Tamam. Beklediği oldu nihayet. Bütün mesele Ayşen'in nasıl olduğu üzerinden bu kara gözlü kızı ezmektir zaten.

Makineli tüfek gibi anlatıyor. Bir mağazada olduğunu çoktan unuttu.

"Ayşen evlendi biliyorsun. (sen hala buralarda sürün.) Bir oğlumuz var aynı Ayşen. Mavi gözlü. (Senin gibi kara kızlar işte böyle tezgahtar tezgahtar dolaşır) İki gün önce gitti İzmir'e. İzmir'de oturuyorlar, kocası doktor. Ayşen yine öyle. Hiç doğum kilosu kalmadı. Dal gibi. (Ay anacığım sen ne kadar da kilo almışsın böyle). Kendisi de, şairin dediği gibi tam da "her gramı çok değerli elli iki kilo anne". Birazdan sen Ayşen'in düğününe gelmiş miydin diye başlar. Ezilecek birini buldu ya. Ezmeden, ezip suyunu içmeden terk etmez bu dükkanı.

Ama ben dayanamıyorum. Sanki o kara gözlü kız benim kızım. Sanki dünyanın bütün kara gözlü kızları bu "elli iki kilo annenin" tahakkümü altına girmek üzere. Kurtarmalıyım onu. Bu güzellik faşisti anneden kurtarmalıyım.

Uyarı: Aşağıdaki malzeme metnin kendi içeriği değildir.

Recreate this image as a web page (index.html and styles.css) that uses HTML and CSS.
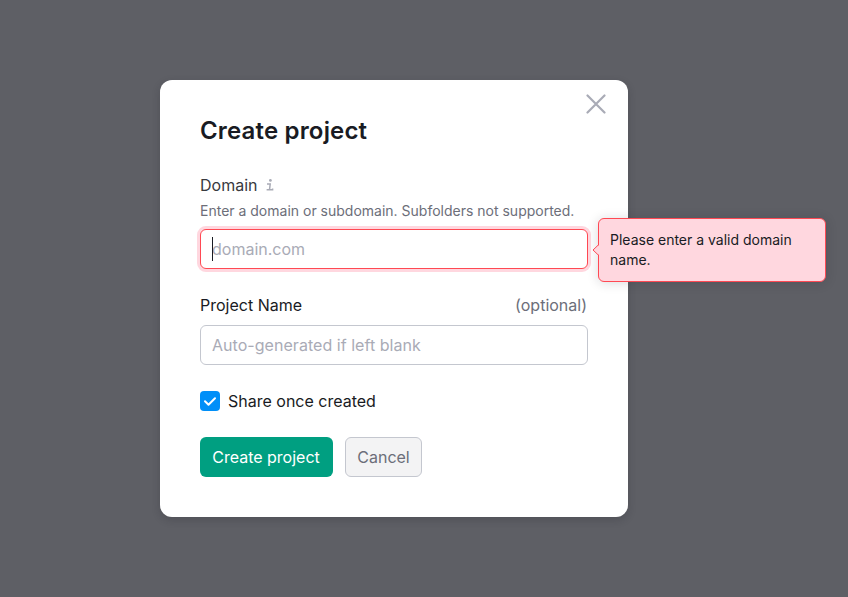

"Afedersiniz bakar mısınız?"

Bakıyor.

Hiç duymadığı cümleyi duymak için.

"Sizi kurtarmak istedim. Hiçbir şey almayacağım esasında. Ama o kadın gidene kadar bütün mağazayı almaya, görmeye imha etmeye talibim."

Kara gözlü saçlarını yavaşça arkaya atıp gülümsüyor. Ama ne gülümseme! Tonu acı acı kahve.

Mısra Osman Konuk'un "kır düğünü" adlı şiirinden. "Gelin Bilkent'te iç mimar,baba Koç'ta genel köle/ her gramı çok değerli 52 kilo anne."